Bert put down his age by four years to enlist in the army in 1942 and was discharged in 1945, a warrant officer class 2, having served in the mobile ordnance company. He became a member of the eastern district council of the RSL.

Postwar there was an acute housing shortage in Sydney and Bert became the organiser of a group of squatters occupying various Eastern Suburbs mansions, the first the 20-roomed Maramanah on Macleay Street Kings Cross, vacated by US troops and due for demolition by the City Council to expand Fitzroy Park. In 1946 it was taken over by nine homeless people including ex WAAAF Evelyn and her husband union official Norman Docker. A big crowd watched them move in their stretchers, blankets, candles and a hurricane lantern. Most Sydney people were sympathetic, volunteers donating money, furniture and household items, and helping clean up. One of the squatters, a plumber, reconnected the water supply.
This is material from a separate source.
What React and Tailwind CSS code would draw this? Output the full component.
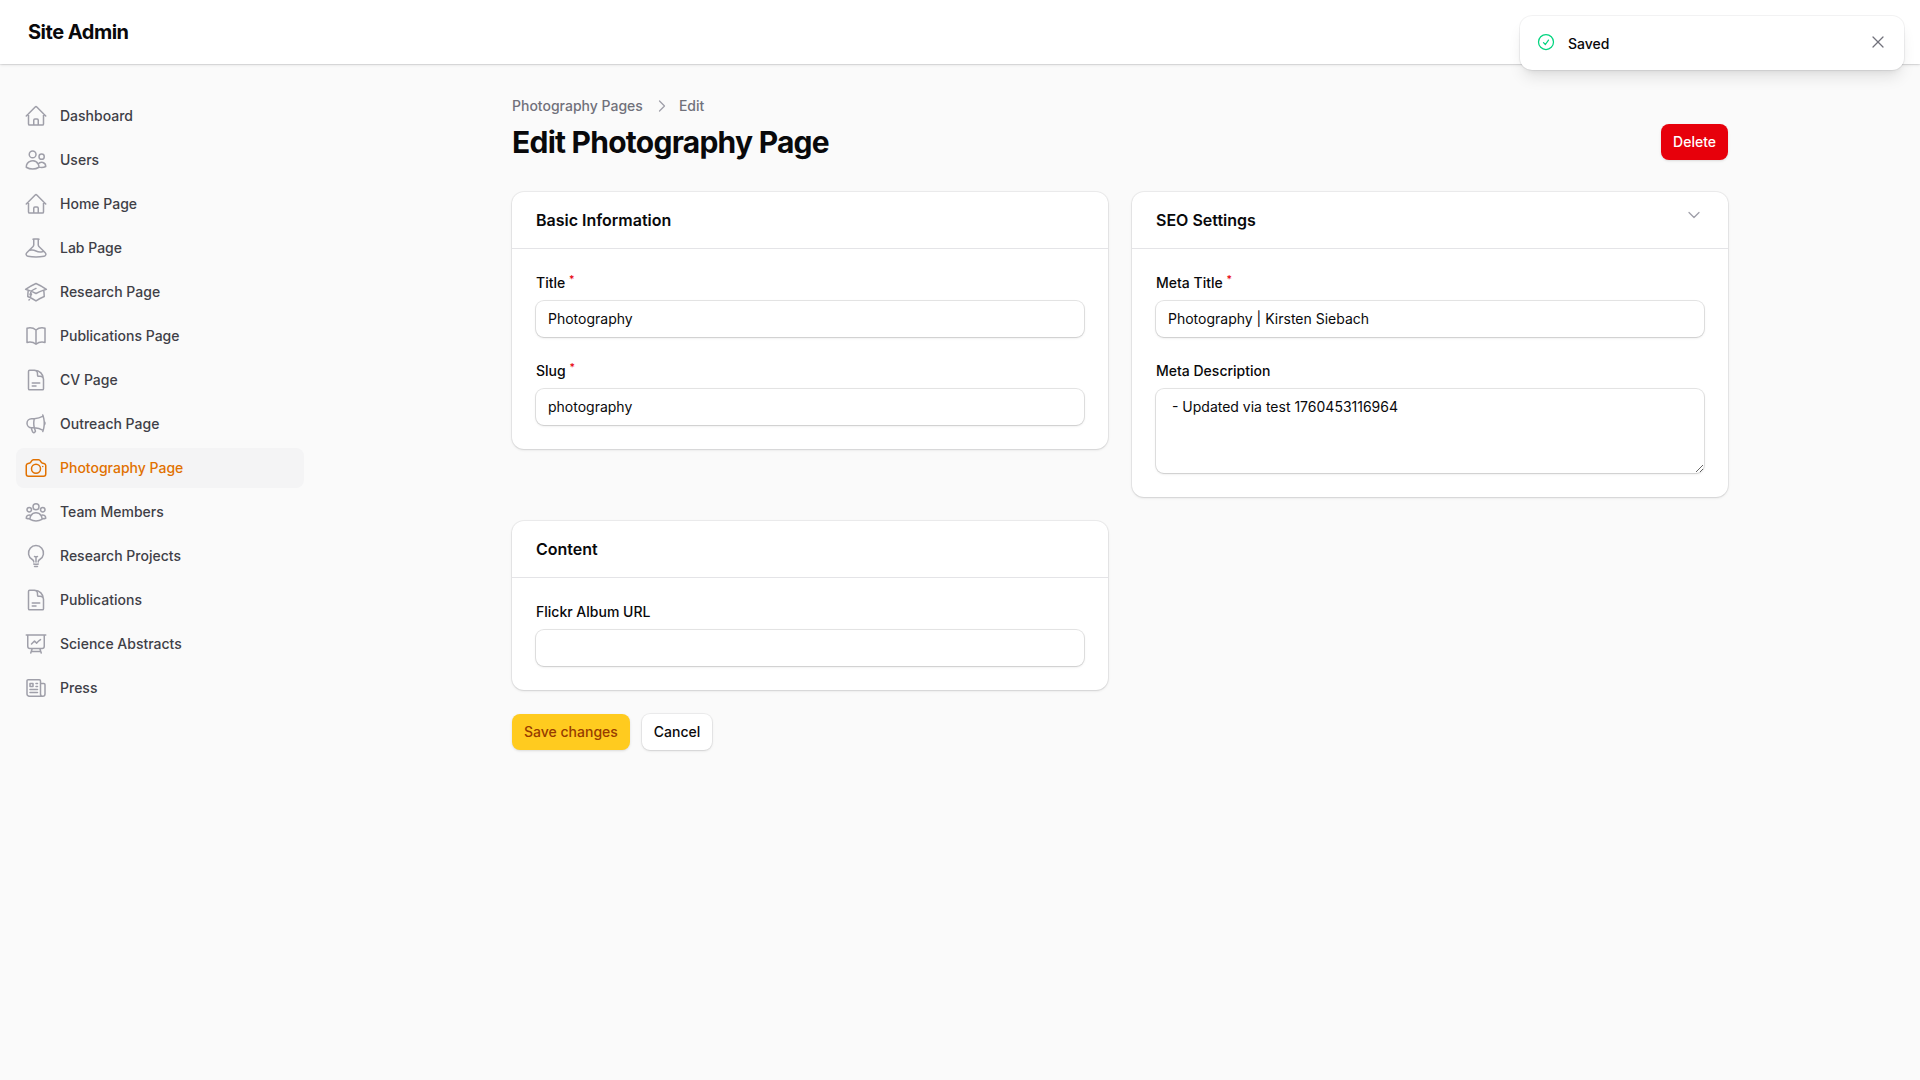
import { ChevronDown, ChevronRight, X } from 'lucide-react';
import {
  HiOutlineHome, HiOutlineUsers, HiOutlineBeaker, HiOutlineAcademicCap, HiOutlineBookOpen,
  HiOutlineDocumentText, HiOutlineMegaphone, HiOutlineCamera, HiOutlineUserGroup, HiOutlineLightBulb,
  HiOutlinePresentationChartLine, HiOutlineNewspaper, HiOutlineCheckCircle,
} from 'react-icons/hi2';

const navItems = [
  { label: 'Dashboard', icon: HiOutlineHome },
  { label: 'Users', icon: HiOutlineUsers },
  { label: 'Home Page', icon: HiOutlineHome },
  { label: 'Lab Page', icon: HiOutlineBeaker },
  { label: 'Research Page', icon: HiOutlineAcademicCap },
  { label: 'Publications Page', icon: HiOutlineBookOpen },
  { label: 'CV Page', icon: HiOutlineDocumentText },
  { label: 'Outreach Page', icon: HiOutlineMegaphone },
  { label: 'Photography Page', icon: HiOutlineCamera, active: true },
  { label: 'Team Members', icon: HiOutlineUserGroup },
  { label: 'Research Projects', icon: HiOutlineLightBulb },
  { label: 'Publications', icon: HiOutlineDocumentText },
  { label: 'Science Abstracts', icon: HiOutlinePresentationChartLine },
  { label: 'Press', icon: HiOutlineNewspaper },
];

const Card = ({ title, action, children }) => (
  <section className="relative rounded-xl bg-white shadow-sm ring-1 ring-zinc-950/5">
    <header className="px-6 py-4">
      <h2 className="text-base leading-6 font-semibold text-zinc-950">{title}</h2>
    </header>
    {action}
    <div className="flex flex-col gap-6 border-t border-zinc-200 p-6">{children}</div>
  </section>
);

const Field = ({ label, required, children }) => (
  <div className="flex flex-col gap-2">
    <label className="text-sm leading-5 font-medium text-zinc-950">
      {label}
      {required && <sup className="ml-px font-medium text-red-600"> *</sup>}
    </label>
    {children}
  </div>
);

const TextInput = ({ value }) => (
  <input
    readOnly
    value={value}
    className="h-9 w-full rounded-lg bg-white px-3 pt-[5px] pb-[7px] text-sm leading-6 text-zinc-950 shadow-sm ring-1 ring-zinc-950/10 outline-none"
  />
);

export default function App() {
  return (
    <div className="relative flex min-h-screen flex-col bg-[#fafafa] font-['Inter',sans-serif]">
      <header className="flex h-16 items-center bg-white px-7 shadow-sm ring-1 ring-zinc-950/5">
        <span className="text-xl leading-5 font-bold tracking-tight text-zinc-950">Site Admin</span>
      </header>

      <div className="flex flex-1">
        <aside className="w-80 shrink-0 px-4 py-8">
          <nav className="flex flex-col gap-1">
            {navItems.map(({ label, icon: Icon, active }) => (
              <a
                key={label}
                className={`flex h-10 items-center gap-3 rounded-lg px-2 text-sm font-medium ${active ? 'bg-zinc-100 text-[#e17100]' : 'text-zinc-700'}`}
              >
                <Icon size={24} className={active ? 'text-[#e17100]' : 'text-zinc-400'} />
                <span>{label}</span>
              </a>
            ))}
          </nav>
        </aside>

        <main className="flex-1">
          <div className="mx-auto max-w-7xl px-8 py-8">
            <nav className="flex items-center gap-2 text-sm leading-5 font-medium text-zinc-500">
              <span>Photography Pages</span>
              <ChevronRight size={20} strokeWidth={1.5} className="translate-x-px text-zinc-400" />
              <span>Edit</span>
            </nav>

            <div className="mt-2 flex items-center justify-between">
              <h1 className="text-3xl leading-9 font-bold tracking-tight text-zinc-950">Edit Photography Page</h1>
              <button className="h-9 rounded-lg bg-red-600 px-3 text-sm font-medium text-white shadow-sm">Delete</button>
            </div>

            <div className="mt-8 grid grid-cols-2 items-start gap-6">
              <Card title="Basic Information">
                <Field label="Title" required><TextInput value="Photography" /></Field>
                <Field label="Slug" required><TextInput value="photography" /></Field>
              </Card>

              <Card
                title="SEO Settings"
                action={<ChevronDown size={20} strokeWidth={1.5} className="absolute top-[13px] right-6 text-zinc-400" />}
              >
                <Field label="Meta Title" required><TextInput value="Photography | Kirsten Siebach" /></Field>
                <Field label="Meta Description">
                  <textarea
                    readOnly
                    value=" - Updated via test 1760453116964"
                    className="block h-[84px] w-full rounded-lg bg-white px-3 py-1.5 text-sm leading-6 text-zinc-950 shadow-sm ring-1 ring-zinc-950/10 outline-none"
                  />
                </Field>
              </Card>

              <Card title="Content">
                <Field label="Flickr Album URL"><TextInput value="" /></Field>
              </Card>
            </div>

            <div className="mt-6 flex gap-3">
              <button className="h-9 rounded-lg bg-[#ffcb1f] px-3 text-sm font-medium text-[#973c00] shadow-sm">Save changes</button>
              <button className="h-9 rounded-lg bg-white px-3 text-sm font-medium text-zinc-950 shadow-sm ring-1 ring-zinc-950/5">Cancel</button>
            </div>
          </div>
        </main>
      </div>

      <div className="absolute top-4 right-4 flex w-96 items-start gap-3 rounded-xl bg-white p-4 shadow-lg ring-1 ring-zinc-950/5">
        <HiOutlineCheckCircle size={20} className="shrink-0 text-[#00d47e]" />
        <span className="mt-0.5 flex-1 text-sm leading-5 font-medium text-zinc-950">Saved</span>
        <X size={20} strokeWidth={1.5} className="shrink-0 text-zinc-500" />
      </div>
    </div>
  );
}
Gradually others moved in. After 600 people attended a meeting in near darkness in Maramanah Lord Mayor Reginald Bartley (who’d bought the adjoining property Cheverills whose value would increase with an extended park) labelled the organisers Communists. Nevertheless, squatters managed to remain there until the house was finally knocked down in 1954 and replaced by Fitzroy Gardens, the El Alamein fountain, and the Kings Cross branch library ~ named after Bartley’s wife.

In 1947 Bert’s squatting activities continued. After being evicted from Greenoaks at Darling Point, he took possession of Redleaf at Double Bay (with Alan Cross, Mervyn Pidcock, Aubrey Paul, Herbert Wiseman and their respective wives, plus Max Heidke and Robert Gibson). Convicted of trespassing, Bert as ringleader was fined £5, Magistrate Cookson remarking that there were hundreds of others without accommodation. Bert and Pidcock then set up the Squatters’ Defence League in protest against the deal given ex-servicemen. Sympathetic crowds at public meetings in the Domain showered them with money.

(Occupied by the RAAF 1942-6, Redleaf became Woollahra Council Chambers in 1947.)

Bert died unmarried. He spelt his surname with a “p” although his sister Evelyn insisted the family name was without it.